Keterbatasan akses yang kemudian menimbulkan banyak
komponen yang tidak terpenuhi. Misalkan saja hak atas pendidikan (the right to education) banyak
wilayah-wilayah terpencil yang belum terpenuhinya akses terhadap sekolah,
tenaga pengajar dan fasilitas penidikan formal dan non-formal yang memadai.

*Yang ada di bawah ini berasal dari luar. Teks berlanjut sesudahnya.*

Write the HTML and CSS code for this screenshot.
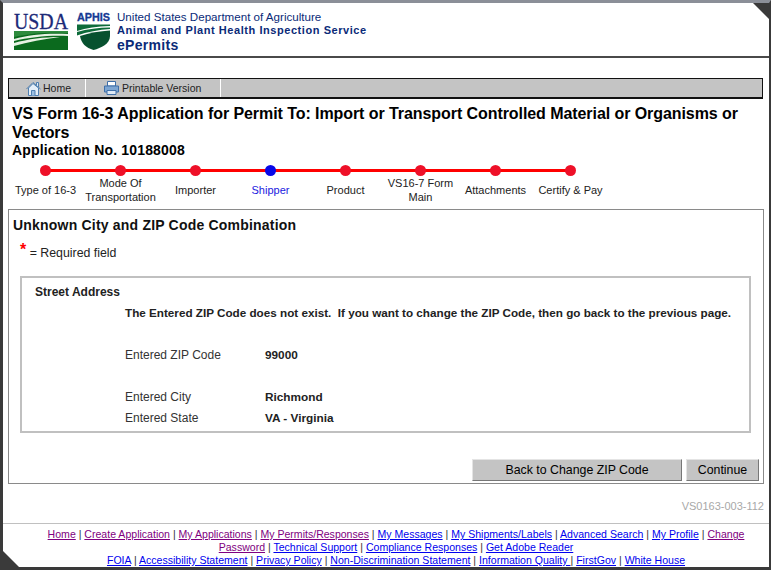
FILE: index.html
```html
<!DOCTYPE html>
<html lang="en">
<head>
<meta charset="utf-8">
<title>ePermits</title>
<link rel="stylesheet" href="styles.css">
</head>
<body>
<div class="window">
  <i class="corner corner-tr"></i>
  <i class="corner corner-bl"></i>
  <header class="banner">
    <svg class="usda" width="55" height="40" viewBox="0 0 55 40">
      <text x="0" y="18" class="usda-word" textLength="54" lengthAdjust="spacingAndGlyphs">USDA</text>
      <path d="M0 20H54V39H0Z" fill="#0b6a1e"/>
      <path d="M0 20H54V22C36 21 16 22 0 26Z" fill="#2e8b3d"/>
      <path d="M0 28C16 23 36 22 54 23V25C36 24 16 26 0 30ZM0 32C14 28 30 26 46 26C30 28 14 31 0 35Z" fill="#e8f2e4"/>
    </svg>
    <svg class="aphis" width="34" height="40" viewBox="0 0 34 40">
      <text x="0" y="10" class="aphis-word" textLength="33" lengthAdjust="spacingAndGlyphs">APHIS</text>
      <path d="M0 13.500H33V15C20 15.500 9 17 0 20ZM0 21C10 18 22 16.500 33 16.500V18C22 18.500 10 21 0 24.500Z" fill="#0d6b3a"/>
      <path d="M3 25C12 22 23 20 33 19.500V25C33 33 24 37 16.500 39C9 37 4 32 3 25Z" fill="#07512f"/>
    </svg>
    <div class="agency">
      <div class="agency-usda">United States Department of Agriculture</div>
      <div class="agency-aphis">Animal and Plant Health Inspection Service</div>
      <div class="agency-app">ePermits</div>
    </div>
  </header>

  <nav class="toolbar">
    <a class="tool tool-home">
      <svg width="15" height="15" viewBox="0 0 15 15"><path d="M.5 8 7 1.500 14.500 8" fill="none" stroke="#4f7fb0"/><path d="M10.500 4V1.500H12.500V6" fill="#dfeaf6" stroke="#4f7fb0"/><path d="M2.500 7 7 2.500 12.500 7V14.500H2.500Z" fill="#e4eef8" stroke="#4f7fb0"/><path d="M5.500 14.500V9.500H9V14.500" fill="#9cc0e2" stroke="#4f7fb0"/></svg>
      <span>Home</span>
    </a>
    <a class="tool tool-print">
      <svg width="15" height="14" viewBox="0 0 15 14"><path d="M3.500 .5H11.500V5H3.500Z" fill="#fff" stroke="#3f6fa8"/><path d="M.5 5H14.500V11H.5Z" fill="#7ea6d2" stroke="#3f6fa8"/><path d="M3 9.500H12V13.500H3Z" fill="#dfeaf6" stroke="#3f6fa8"/></svg>
      <span>Printable Version</span>
    </a>
    <div class="tool-fill"></div>
  </nav>

  <h1 class="title">VS Form 16-3 Application for Permit To: Import or Transport Controlled Material or Organisms or Vectors</h1>
  <div class="app-no">Application No. 10188008</div>

  <ol class="steps">
    <li class="step"><i class="dot"></i><span>Type of 16-3</span></li>
    <li class="step"><i class="dot"></i><span>Mode Of<br>Transportation</span></li>
    <li class="step"><i class="dot"></i><span>Importer</span></li>
    <li class="step step-current"><i class="dot"></i><span>Shipper</span></li>
    <li class="step"><i class="dot"></i><span>Product</span></li>
    <li class="step"><i class="dot"></i><span>VS16-7 Form<br>Main</span></li>
    <li class="step"><i class="dot"></i><span>Attachments</span></li>
    <li class="step step-last"><i class="dot"></i><span>Certify &amp; Pay</span></li>
  </ol>

  <main class="panel">
    <h2 class="panel-title">Unknown City and ZIP Code Combination</h2>
    <p class="required"><span class="star">*</span> = Required field</p>
    <section class="address">
      <h3 class="address-title">Street Address</h3>
      <p class="notice">The Entered ZIP Code does not exist.&nbsp; If you want to change the ZIP Code, then go back to the previous page.</p>
      <div class="field field-zip"><span class="label">Entered ZIP Code</span><b>99000</b></div>
      <div class="field field-city"><span class="label">Entered City</span><b>Richmond</b></div>
      <div class="field field-state"><span class="label">Entered State</span><b>VA - Virginia</b></div>
    </section>
    <div class="actions">
      <button class="btn btn-back" type="button">Back to Change ZIP Code</button>
      <button class="btn btn-continue" type="button">Continue</button>
    </div>
  </main>

  <div class="page-code">VS0163-003-112</div>

  <footer class="footer">
    <div class="footer-line"><a class="seen">Home</a> | <a class="seen">Create Application</a> | <a class="seen">My Applications</a> | <a class="seen">My Permits/Responses</a> | <a>My Messages</a> | <a>My Shipments/Labels</a> | <a>Advanced Search</a> | <a>My Profile</a> | <a class="seen">Change</a></div>
    <div class="footer-line"><a class="seen">Password</a> | <a>Technical Support</a> | <a>Compliance Responses</a> | <a>Get Adobe Reader</a></div>
    <div class="footer-line"><a>FOIA</a> | <a>Accessibility Statement</a> | <a>Privacy Policy</a> | <a>Non-Discrimination Statement</a> | <a>Information Quality </a> | <a>FirstGov</a> | <a>White House</a></div>
  </footer>
</div>
</body>
</html>
```
FILE: styles.css
```css
* { box-sizing: border-box; }
html, body { margin: 0; padding: 0; height: 100%; overflow: hidden; }
body { background: #fff; font-family: "Liberation Sans", Arial, sans-serif; color: #000; }
.window {
  position: relative;
  width: 771px; height: 570px; overflow: hidden;
  border-top: 3px solid #8b8f98;
  border-left: 3px solid #3a3a3a;
  border-bottom: 3px solid #3a3a3a;
  border-right: 2px solid #3a3a3a;
  background: #fff;
}
.corner { position: absolute; display: block; width: 16px; height: 16px; background: #3a3a3a; }
.corner-tr { top: 0; right: 0; clip-path: polygon(0 0, 100% 0, 100% 100%); }
.corner-bl { bottom: 0; left: 0; clip-path: polygon(0 0, 100% 100%, 0 100%); }
.banner {
  height: 55px; display: flex; align-items: flex-start;
  padding: 8px 0 0 11px;
  border-bottom: 2px solid #4a4a4a;
}
.usda-word { font: 400 24px "Liberation Serif", serif; fill: #1c2a78; stroke: #1c2a78; stroke-width: .3px; }
.aphis-word { font: 700 11px "Liberation Sans", sans-serif; fill: #163a94; stroke: #163a94; stroke-width: .3px; }
.usda { margin-right: 8px; display: block; overflow: visible; }
.aphis { margin-right: 6px; display: block; overflow: visible; }
.agency { color: #0a2a78; margin-top: -1px; }
.agency-usda { font-size: 11.600px; line-height: 13px; }
.agency-aphis { font-size: 11px; font-weight: 700; line-height: 14px; letter-spacing: .56px; }
.agency-app { font-size: 14px; font-weight: 700; line-height: 16px; letter-spacing: .3px; }

.toolbar {
  display: flex; height: 21px; margin: 20px 0 0 5px; width: 755px;
  border: solid #111; border-width: 1px 1px 2px 1px; background: #c4c4c4;
  font-size: 10.500px; color: #222;
}
.tool { display: flex; align-items: center; border-right: 1px solid #fff; height: 100%; }
.tool-home { width: 77px; padding-left: 17px; gap: 2px; }
.tool-print { width: 135px; padding-left: 18px; gap: 3px; }
.tool-fill { flex: 1; }

.title { margin: 5px 0 0 9px; font-size: 16px; line-height: 19px; font-weight: 700; width: 745px; letter-spacing: -.07px; }
.app-no { margin: 0 0 0 9px; font-size: 14px; line-height: 17px; font-weight: 700; letter-spacing: .17px; }

.steps { list-style: none; display: flex; margin: 6px 0 0 5px; padding: 0; height: 44px; }
.step { position: relative; width: 75px; text-align: center; font-size: 11px; color: #222; line-height: 14px; white-space: nowrap; }
.step::before { content: ""; position: absolute; top: 4px; left: 38px; width: 75px; height: 3px; background: #f00; }
.step-last::before { display: none; }
.dot { position: relative; display: block; width: 11px; height: 11px; margin: 0 auto; border-radius: 50%; background: #ee1028; }
.step span { display: flex; align-items: center; justify-content: center; height: 27px; }
.step-current { color: #1a1ae0; }
.step-current .dot { background: #0808e8; }

.panel { margin: 0 0 0 5px; width: 756px; height: 275px; border: 1px solid #8a8a8a; }
.panel-title { margin: 7px 0 0 4px; font-size: 14px; line-height: 16px; font-weight: 700; letter-spacing: .2px; color: #111; }
.required { margin: 11px 0 0 11px; font-size: 12.350px; line-height: 16px; color: #222; }
.star { color: #f00; font-size: 16px; font-weight: 700; position: relative; top: -2px; }
.address {
  margin: 15px 0 0 11px; width: 731px; height: 157px;
  border: 2px solid #c0c0c0; padding: 7px 0 0 13px;
}
.address-title { margin: 0; font-size: 12px; line-height: 15px; font-weight: 700; color: #222; }
.notice { margin: 6px 0 0 90px; font-size: 11.700px; line-height: 14px; font-weight: 700; color: #222; white-space: nowrap; }
.field { display: flex; margin-left: 90px; font-size: 12px; line-height: 15px; color: #333; }
.field b { font-size: 11.800px; color: #222; }
.label { width: 140px; }
.field-zip { margin-top: 28px; }
.field-city { margin-top: 27px; }
.field-state { margin-top: 6px; }
.actions { display: flex; justify-content: flex-end; gap: 4px; margin: 26px 4px 0 0; }
.btn {
  height: 22px; padding: 0; background: #c4c4c4; color: #000;
  font: 12.350px "Liberation Sans", sans-serif;
  border: 1px solid; border-color: #e4e4e4 #777 #777 #e4e4e4;
}
.btn-back { width: 210px; }
.btn-continue { width: 73px; }

.page-code { margin: 15px 5px 0 0; text-align: right; font-size: 11px; line-height: 14px; color: #a8a8a8; }
.footer { margin-top: 10px; border-top: 1px solid #c0c0c0; padding: 4px 0 0 20px; text-align: center; font-size: 10.550px; line-height: 13px; color: #333; white-space: nowrap; }
.footer a { color: #0000ee; text-decoration: underline; }
.footer a.seen { color: #800080; }
```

Demikian pula akses kesehatan yang baik, tidak mengejutkan jika masih banyak
kasus kematian ibu dan bayi di wilayah terpencil. Tidak terpenuhinya akses
terhadap fasilitas puskesmas atau rumah sakit, tenaga medis dan obat-obatan
termasuk pelayanan kesehatan, ditambah lagi harga obat-obatan yang relatif
mahal bagi ukuran masyarakat pedesaan. Anshor (2016) mengungkapkan bahwa isu
lain yang penting terkait perkawinan anak adalah ketiadaan kesempatan
pendidikan di sekolah bagi anak-anak yang sudah terlanjur menikah pada usia
anak dan hamil.
Dalam hal ini, negara merupakan satu-satunya lembaga yang
mempunyai kewajiban dan wewenang sepenuhnya untuk menjamin terselenggaranya
kesejahteraan umum bagi seluruh rakyat tanpa adanya diskriminatif. Eksistensi
negara bukan dipandang dari anggota dewannya yang rajin berkunjung ke luar
negeri, bukan negara yang menghisap rakyatnya (predatory state) atau sarang terjadinya praktik korupsi yang
memiskinkan rakyat, namun lebih kepada negara eksis untuk kepentingan
rakyatnya. Tentu kesejahteraan inilah cita-cita rakyat, untuk hidup dan
menghidupi negara, dan menghilangkan ketidakadilan.
Bacaan:
Candraningrum, Dewi. 2016. Pernikahan Anak: Status Anak
Perempuan? Jurnal Perempuan. Vol. 21,
No. 1, Februari 2016. Hal. 4-8.
Niko, Nikodemus. 2016. Anak Perempuan Miskin Rentan
Dinikahkan: Studi Kasus Hukum Adat Dayak Mali Kalimantan Barat. Jurnal Perempuan. Vol. 21, No. 1,
Februari 2016. Hal. 83-95.
Anshor, Maria Ulfah. 2016. 2016. Kerentanan Anak
Perempuan dalam Pernikahan Anak. Jurnal
Perempuan. Vol. 21, No. 1, Februari 2016. Hal. 116-129.